PROVIDED DATA
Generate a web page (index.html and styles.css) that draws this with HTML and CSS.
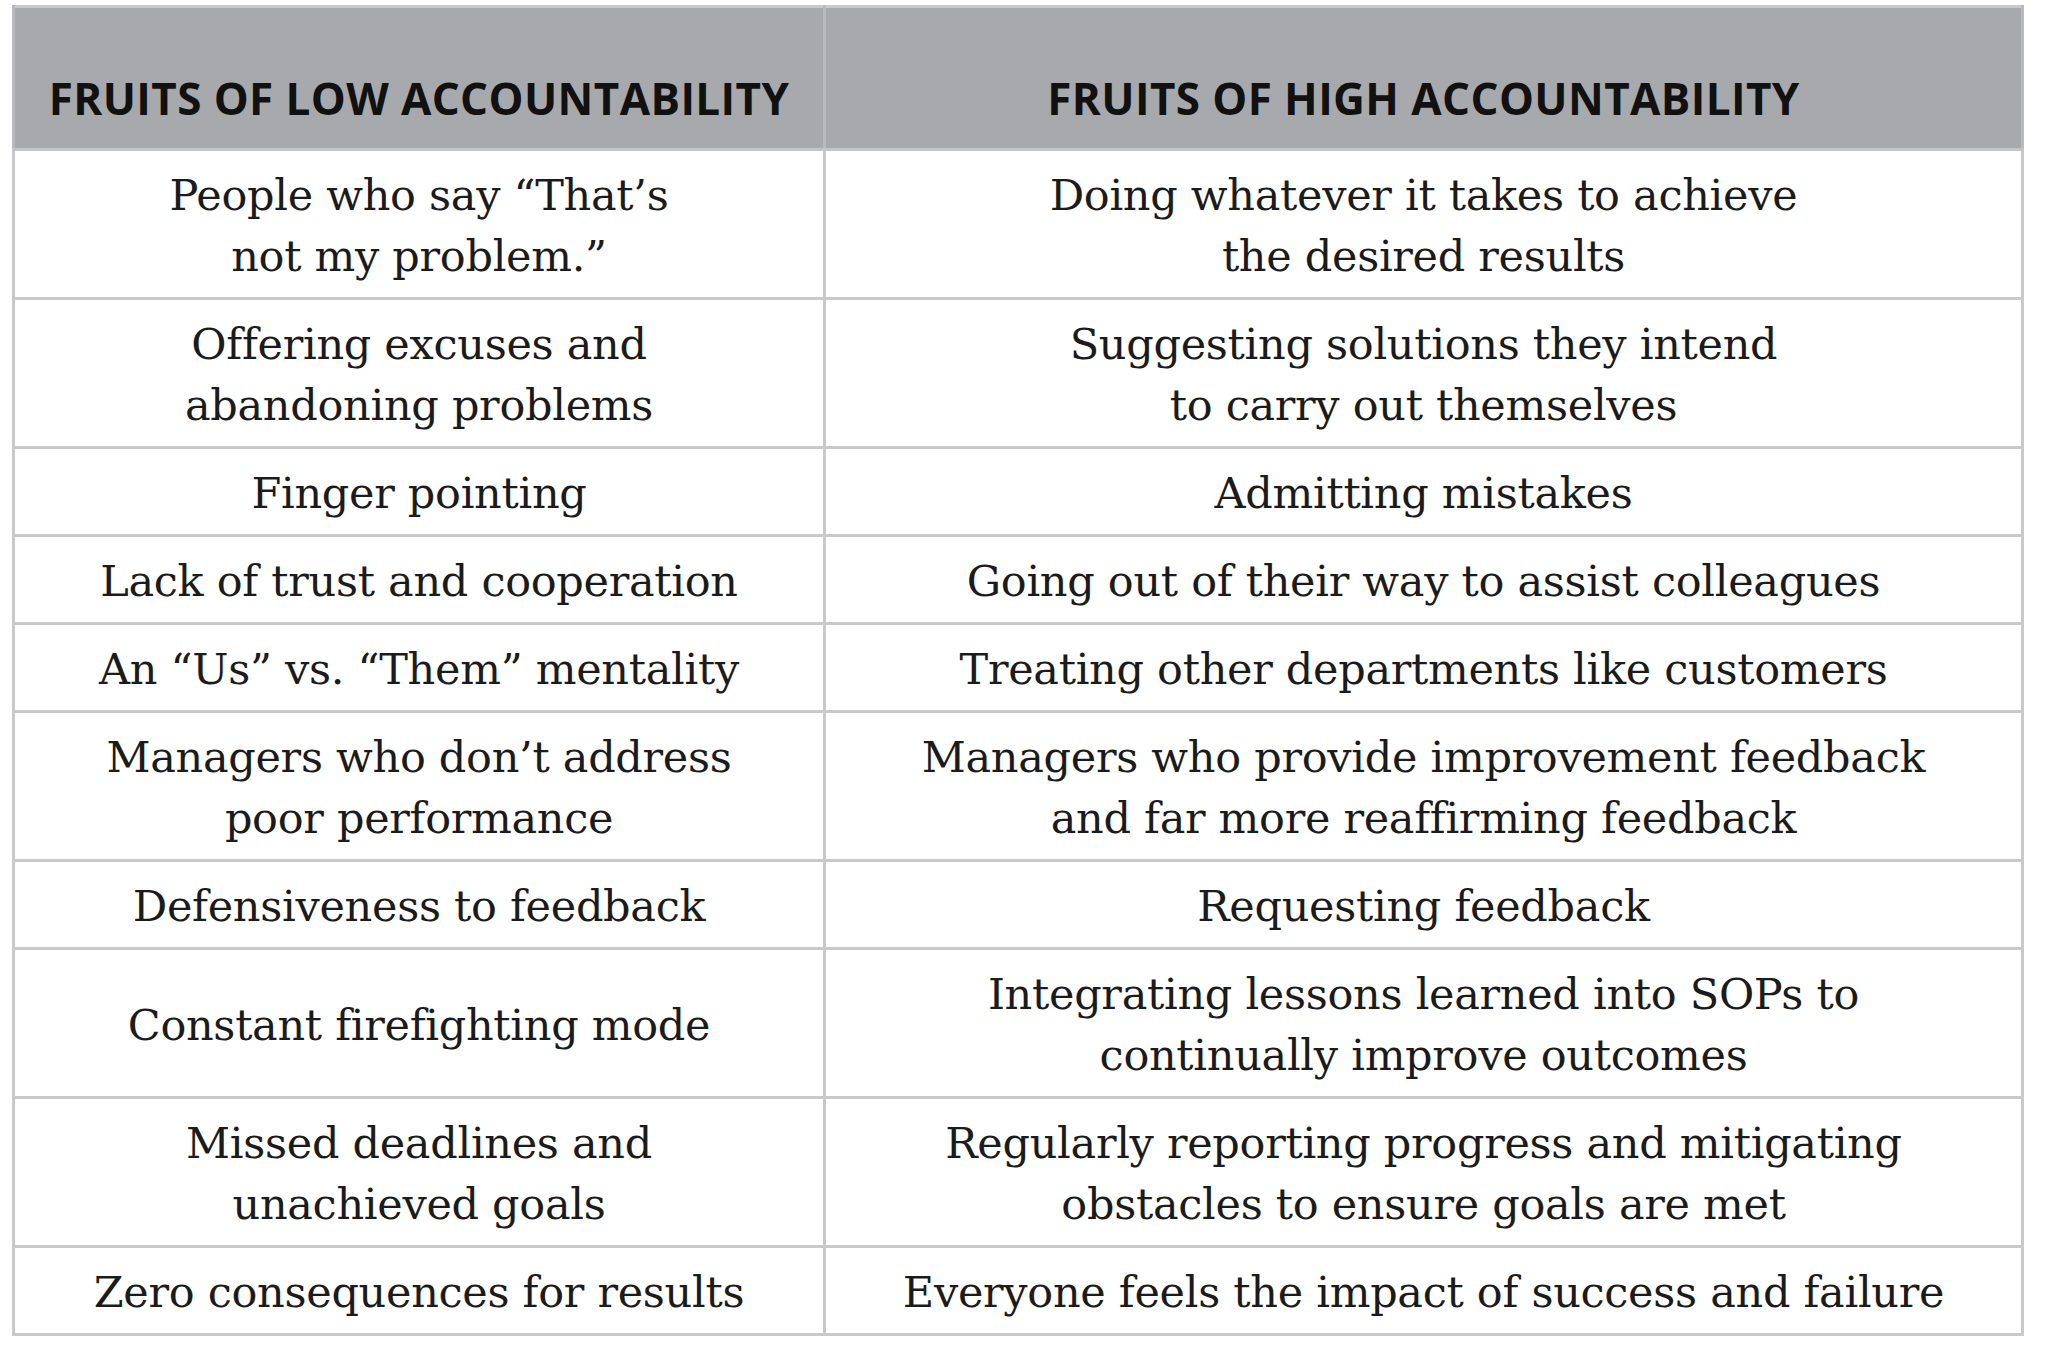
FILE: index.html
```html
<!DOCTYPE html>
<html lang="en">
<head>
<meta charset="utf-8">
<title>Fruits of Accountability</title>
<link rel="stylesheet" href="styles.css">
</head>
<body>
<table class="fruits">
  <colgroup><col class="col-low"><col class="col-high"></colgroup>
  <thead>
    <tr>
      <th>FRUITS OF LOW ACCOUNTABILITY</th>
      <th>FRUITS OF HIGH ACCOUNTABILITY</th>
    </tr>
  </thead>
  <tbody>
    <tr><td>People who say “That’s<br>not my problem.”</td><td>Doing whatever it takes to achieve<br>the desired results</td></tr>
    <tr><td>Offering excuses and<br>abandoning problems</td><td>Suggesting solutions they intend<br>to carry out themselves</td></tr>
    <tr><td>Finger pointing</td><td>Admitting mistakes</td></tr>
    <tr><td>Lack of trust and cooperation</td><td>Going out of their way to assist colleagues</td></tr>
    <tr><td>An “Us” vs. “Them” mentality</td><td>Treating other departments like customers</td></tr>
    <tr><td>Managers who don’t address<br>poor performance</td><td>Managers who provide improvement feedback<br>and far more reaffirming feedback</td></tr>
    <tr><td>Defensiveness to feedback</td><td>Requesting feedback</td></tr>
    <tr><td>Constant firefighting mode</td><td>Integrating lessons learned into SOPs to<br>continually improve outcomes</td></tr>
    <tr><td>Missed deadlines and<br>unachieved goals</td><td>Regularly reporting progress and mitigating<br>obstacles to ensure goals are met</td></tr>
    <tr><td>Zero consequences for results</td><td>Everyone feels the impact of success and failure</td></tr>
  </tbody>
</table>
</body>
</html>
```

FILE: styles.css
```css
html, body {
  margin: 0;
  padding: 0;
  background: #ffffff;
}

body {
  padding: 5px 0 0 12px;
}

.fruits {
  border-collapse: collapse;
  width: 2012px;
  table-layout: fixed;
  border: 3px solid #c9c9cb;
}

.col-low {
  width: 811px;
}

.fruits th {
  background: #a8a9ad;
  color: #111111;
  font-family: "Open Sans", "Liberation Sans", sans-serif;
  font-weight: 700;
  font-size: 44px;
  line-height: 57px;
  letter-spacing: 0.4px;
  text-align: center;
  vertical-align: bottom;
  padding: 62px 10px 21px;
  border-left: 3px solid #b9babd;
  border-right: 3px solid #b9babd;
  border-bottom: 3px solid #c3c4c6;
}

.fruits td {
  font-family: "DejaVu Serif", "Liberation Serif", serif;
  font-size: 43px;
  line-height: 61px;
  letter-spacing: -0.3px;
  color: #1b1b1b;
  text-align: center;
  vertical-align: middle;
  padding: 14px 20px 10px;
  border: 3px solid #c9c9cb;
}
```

GOAL
Track down every line of the material containing the string "index", and copy it.

RESULT OF THIS EXERCISE
Generate a web page (index.html and styles.css) that draws this with HTML and CSS.
FILE: index.html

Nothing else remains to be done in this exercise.